PROBLEM TO SOLVE :: Below are the records; give again exactly the lines from the one containing "Rebuild this table" through the one containing "empty(), empty(), empty()])", leaving out pictures.

WORKING DATA ::
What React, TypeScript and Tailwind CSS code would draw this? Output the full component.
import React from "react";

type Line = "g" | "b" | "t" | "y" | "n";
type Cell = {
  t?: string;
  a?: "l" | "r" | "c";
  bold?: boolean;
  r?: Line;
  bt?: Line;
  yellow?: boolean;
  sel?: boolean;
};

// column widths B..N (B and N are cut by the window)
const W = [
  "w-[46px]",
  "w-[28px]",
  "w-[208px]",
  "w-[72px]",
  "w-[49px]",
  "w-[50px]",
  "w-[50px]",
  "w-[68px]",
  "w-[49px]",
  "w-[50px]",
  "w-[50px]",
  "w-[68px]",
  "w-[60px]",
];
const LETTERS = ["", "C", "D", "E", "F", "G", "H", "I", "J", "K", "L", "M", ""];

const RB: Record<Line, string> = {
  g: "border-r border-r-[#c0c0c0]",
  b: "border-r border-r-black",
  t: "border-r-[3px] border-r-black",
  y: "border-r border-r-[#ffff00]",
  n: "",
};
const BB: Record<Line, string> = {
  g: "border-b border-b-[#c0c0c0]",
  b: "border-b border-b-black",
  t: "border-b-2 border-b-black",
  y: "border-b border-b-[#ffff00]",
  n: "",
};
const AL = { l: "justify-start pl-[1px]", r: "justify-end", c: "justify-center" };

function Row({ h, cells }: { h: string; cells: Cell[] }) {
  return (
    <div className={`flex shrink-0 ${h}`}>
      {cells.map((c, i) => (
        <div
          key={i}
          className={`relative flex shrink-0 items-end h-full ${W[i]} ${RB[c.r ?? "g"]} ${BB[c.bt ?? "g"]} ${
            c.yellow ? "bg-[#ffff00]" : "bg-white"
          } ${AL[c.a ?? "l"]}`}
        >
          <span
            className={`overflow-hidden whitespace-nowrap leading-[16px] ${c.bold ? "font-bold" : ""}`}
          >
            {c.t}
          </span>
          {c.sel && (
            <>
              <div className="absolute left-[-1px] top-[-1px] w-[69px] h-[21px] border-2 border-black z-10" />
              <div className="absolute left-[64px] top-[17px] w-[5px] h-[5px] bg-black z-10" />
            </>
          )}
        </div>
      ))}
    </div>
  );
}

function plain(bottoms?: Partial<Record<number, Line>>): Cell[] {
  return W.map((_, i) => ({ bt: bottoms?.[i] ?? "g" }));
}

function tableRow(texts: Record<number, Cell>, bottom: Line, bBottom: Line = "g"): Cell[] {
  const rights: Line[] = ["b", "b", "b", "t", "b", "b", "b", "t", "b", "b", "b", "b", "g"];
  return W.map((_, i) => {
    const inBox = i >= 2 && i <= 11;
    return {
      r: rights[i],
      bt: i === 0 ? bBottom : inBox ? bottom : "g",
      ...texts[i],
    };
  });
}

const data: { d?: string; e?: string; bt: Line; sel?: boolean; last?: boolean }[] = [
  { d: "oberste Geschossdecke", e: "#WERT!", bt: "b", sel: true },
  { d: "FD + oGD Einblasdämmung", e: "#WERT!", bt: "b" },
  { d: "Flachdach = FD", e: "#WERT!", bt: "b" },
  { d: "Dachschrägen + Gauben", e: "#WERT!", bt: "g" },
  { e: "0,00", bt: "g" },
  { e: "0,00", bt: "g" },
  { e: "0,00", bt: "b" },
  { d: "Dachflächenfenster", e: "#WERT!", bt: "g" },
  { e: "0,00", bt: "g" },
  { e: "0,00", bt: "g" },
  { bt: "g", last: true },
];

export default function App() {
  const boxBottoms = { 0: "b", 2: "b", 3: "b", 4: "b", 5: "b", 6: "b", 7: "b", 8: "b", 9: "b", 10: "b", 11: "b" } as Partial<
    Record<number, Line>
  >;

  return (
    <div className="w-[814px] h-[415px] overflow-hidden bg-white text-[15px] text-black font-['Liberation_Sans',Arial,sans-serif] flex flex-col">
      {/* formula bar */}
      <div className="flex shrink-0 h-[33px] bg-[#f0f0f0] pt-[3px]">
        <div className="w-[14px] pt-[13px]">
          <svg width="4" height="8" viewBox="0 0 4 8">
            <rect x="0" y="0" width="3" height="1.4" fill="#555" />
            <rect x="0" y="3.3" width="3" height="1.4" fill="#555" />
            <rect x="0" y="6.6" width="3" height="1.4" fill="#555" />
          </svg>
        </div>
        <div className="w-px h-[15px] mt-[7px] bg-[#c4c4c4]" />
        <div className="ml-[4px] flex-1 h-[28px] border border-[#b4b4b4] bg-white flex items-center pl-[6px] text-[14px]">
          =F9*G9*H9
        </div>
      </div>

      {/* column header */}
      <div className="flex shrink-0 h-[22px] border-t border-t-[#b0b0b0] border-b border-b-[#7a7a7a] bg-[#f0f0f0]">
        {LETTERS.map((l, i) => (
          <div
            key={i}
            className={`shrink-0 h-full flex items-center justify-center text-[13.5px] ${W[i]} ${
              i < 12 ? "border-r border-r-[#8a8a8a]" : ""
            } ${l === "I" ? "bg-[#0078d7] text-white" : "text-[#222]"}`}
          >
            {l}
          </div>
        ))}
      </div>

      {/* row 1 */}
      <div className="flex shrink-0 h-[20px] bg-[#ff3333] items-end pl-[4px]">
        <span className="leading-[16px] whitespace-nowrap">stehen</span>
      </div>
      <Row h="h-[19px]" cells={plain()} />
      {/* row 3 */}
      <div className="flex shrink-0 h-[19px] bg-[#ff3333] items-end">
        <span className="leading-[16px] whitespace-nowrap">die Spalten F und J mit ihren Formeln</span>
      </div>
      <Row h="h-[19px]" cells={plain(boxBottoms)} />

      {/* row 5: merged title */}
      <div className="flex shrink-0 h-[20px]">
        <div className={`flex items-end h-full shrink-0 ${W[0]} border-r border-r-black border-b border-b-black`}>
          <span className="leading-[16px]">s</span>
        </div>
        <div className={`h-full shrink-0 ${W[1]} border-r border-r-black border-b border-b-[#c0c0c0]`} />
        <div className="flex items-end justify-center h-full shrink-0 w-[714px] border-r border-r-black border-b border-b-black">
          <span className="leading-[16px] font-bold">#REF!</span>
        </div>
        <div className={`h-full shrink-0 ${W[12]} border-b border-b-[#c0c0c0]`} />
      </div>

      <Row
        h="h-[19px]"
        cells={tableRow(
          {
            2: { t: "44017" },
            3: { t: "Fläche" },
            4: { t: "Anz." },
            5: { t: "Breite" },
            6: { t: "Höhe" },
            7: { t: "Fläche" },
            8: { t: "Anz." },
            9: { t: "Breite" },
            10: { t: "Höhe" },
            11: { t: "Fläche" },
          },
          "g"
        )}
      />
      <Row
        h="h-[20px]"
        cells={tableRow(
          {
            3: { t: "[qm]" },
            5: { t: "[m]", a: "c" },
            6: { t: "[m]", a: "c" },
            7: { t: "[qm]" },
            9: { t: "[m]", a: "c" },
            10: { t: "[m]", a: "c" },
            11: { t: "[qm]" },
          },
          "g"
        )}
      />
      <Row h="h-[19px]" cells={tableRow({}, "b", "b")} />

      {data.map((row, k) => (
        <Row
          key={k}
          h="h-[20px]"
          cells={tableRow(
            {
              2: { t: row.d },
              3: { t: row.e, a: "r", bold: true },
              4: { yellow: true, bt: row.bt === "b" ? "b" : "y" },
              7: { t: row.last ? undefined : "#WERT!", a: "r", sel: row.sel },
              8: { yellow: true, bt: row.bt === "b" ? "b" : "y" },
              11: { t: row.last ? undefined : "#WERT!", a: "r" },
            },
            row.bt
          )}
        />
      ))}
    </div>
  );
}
---
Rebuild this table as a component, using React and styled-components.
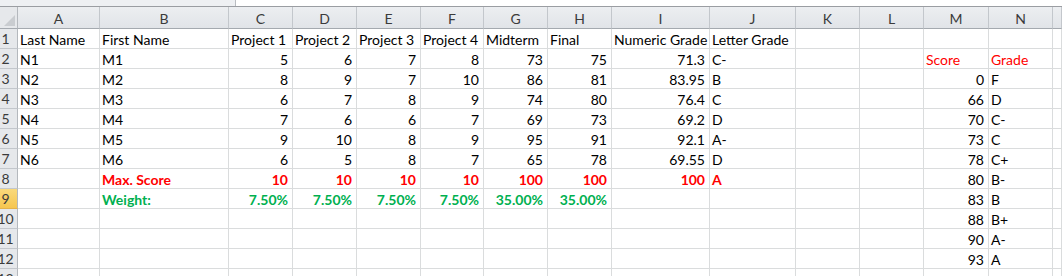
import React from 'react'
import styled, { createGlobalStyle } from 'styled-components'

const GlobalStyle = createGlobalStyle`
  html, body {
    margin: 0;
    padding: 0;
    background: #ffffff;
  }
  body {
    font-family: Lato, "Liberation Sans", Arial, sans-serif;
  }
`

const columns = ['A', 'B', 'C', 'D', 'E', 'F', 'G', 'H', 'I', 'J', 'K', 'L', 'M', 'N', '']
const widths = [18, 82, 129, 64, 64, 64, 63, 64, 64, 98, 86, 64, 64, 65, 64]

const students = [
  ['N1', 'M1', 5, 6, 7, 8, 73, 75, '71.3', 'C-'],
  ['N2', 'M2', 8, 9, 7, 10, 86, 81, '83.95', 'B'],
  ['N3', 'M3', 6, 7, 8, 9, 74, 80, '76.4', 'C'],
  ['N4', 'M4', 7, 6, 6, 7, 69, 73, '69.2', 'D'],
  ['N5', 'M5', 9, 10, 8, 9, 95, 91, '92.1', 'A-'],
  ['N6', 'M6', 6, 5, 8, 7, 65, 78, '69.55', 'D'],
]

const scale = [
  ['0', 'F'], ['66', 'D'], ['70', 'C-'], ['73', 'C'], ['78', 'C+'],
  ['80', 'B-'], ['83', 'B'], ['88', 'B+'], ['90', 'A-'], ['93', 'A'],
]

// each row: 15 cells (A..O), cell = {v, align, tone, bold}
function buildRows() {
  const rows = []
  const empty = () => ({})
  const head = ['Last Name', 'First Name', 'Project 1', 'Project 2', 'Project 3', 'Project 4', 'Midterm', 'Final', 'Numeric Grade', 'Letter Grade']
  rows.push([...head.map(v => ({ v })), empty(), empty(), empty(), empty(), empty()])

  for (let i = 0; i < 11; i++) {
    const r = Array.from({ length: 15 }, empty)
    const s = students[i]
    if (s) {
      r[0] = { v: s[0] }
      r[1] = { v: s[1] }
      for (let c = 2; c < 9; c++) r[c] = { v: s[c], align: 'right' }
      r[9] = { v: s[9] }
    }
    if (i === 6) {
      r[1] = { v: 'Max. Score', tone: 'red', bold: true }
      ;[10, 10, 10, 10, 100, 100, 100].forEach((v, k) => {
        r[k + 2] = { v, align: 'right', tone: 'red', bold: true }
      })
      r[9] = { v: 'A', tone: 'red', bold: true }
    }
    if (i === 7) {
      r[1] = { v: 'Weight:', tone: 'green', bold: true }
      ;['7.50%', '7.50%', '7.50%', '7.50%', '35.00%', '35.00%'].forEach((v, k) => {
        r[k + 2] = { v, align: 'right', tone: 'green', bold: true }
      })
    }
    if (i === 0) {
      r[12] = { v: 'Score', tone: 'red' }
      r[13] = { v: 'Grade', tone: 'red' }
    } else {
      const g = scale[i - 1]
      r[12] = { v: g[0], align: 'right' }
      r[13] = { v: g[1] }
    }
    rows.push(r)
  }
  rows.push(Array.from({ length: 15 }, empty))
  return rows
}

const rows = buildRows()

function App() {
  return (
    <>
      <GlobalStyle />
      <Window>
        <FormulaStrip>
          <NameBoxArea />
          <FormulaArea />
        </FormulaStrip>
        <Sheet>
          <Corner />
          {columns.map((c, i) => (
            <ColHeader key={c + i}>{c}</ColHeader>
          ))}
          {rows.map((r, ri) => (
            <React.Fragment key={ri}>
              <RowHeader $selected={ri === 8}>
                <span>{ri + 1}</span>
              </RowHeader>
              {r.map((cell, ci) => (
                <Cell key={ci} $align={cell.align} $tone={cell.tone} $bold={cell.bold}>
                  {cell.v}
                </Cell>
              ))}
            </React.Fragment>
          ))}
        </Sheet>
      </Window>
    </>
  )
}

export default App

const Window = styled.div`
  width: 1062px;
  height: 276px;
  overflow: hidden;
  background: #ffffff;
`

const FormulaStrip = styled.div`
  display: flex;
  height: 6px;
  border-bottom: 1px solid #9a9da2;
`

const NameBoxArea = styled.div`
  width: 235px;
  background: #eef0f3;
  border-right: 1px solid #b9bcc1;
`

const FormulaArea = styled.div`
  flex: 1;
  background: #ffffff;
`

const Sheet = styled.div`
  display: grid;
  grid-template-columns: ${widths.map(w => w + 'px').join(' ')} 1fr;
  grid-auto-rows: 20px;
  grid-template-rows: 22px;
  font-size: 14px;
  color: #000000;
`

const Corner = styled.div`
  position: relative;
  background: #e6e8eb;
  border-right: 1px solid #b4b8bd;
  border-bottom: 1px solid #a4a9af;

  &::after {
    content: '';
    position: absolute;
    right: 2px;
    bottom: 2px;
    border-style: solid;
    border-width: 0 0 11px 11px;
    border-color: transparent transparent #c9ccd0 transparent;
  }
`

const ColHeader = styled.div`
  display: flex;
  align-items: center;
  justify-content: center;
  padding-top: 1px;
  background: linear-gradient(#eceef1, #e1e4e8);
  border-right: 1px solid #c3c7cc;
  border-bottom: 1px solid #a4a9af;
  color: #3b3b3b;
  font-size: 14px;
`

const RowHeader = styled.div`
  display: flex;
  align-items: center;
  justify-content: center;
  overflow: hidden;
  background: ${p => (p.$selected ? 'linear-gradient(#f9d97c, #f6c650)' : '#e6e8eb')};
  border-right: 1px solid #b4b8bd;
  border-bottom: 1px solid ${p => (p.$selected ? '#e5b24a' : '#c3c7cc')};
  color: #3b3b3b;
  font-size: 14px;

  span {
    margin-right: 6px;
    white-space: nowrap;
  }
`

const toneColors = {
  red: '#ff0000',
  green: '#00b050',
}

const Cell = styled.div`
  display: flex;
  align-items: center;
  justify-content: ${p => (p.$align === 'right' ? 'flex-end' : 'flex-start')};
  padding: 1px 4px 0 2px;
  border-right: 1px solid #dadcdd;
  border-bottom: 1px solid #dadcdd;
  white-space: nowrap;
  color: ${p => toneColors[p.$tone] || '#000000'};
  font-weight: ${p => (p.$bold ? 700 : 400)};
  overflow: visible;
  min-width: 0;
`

ANSWER TO THE PROBLEM ::
Rebuild this table as a component, using React and styled-components.
import React from 'react'
import styled, { createGlobalStyle } from 'styled-components'

const GlobalStyle = createGlobalStyle`
  html, body {
    margin: 0;
    padding: 0;
    background: #ffffff;
  }
  body {
    font-family: Lato, "Liberation Sans", Arial, sans-serif;
  }
`

const columns = ['A', 'B', 'C', 'D', 'E', 'F', 'G', 'H', 'I', 'J', 'K', 'L', 'M', 'N', '']
const widths = [18, 82, 129, 64, 64, 64, 63, 64, 64, 98, 86, 64, 64, 65, 64]

const students = [
  ['N1', 'M1', 5, 6, 7, 8, 73, 75, '71.3', 'C-'],
  ['N2', 'M2', 8, 9, 7, 10, 86, 81, '83.95', 'B'],
  ['N3', 'M3', 6, 7, 8, 9, 74, 80, '76.4', 'C'],
  ['N4', 'M4', 7, 6, 6, 7, 69, 73, '69.2', 'D'],
  ['N5', 'M5', 9, 10, 8, 9, 95, 91, '92.1', 'A-'],
  ['N6', 'M6', 6, 5, 8, 7, 65, 78, '69.55', 'D'],
]

const scale = [
  ['0', 'F'], ['66', 'D'], ['70', 'C-'], ['73', 'C'], ['78', 'C+'],
  ['80', 'B-'], ['83', 'B'], ['88', 'B+'], ['90', 'A-'], ['93', 'A'],
]

// each row: 15 cells (A..O), cell = {v, align, tone, bold}
function buildRows() {
  const rows = []
  const empty = () => ({})
  const head = ['Last Name', 'First Name', 'Project 1', 'Project 2', 'Project 3', 'Project 4', 'Midterm', 'Final', 'Numeric Grade', 'Letter Grade']
  rows.push([...head.map(v => ({ v })), empty(), empty(), empty(), empty(), empty()])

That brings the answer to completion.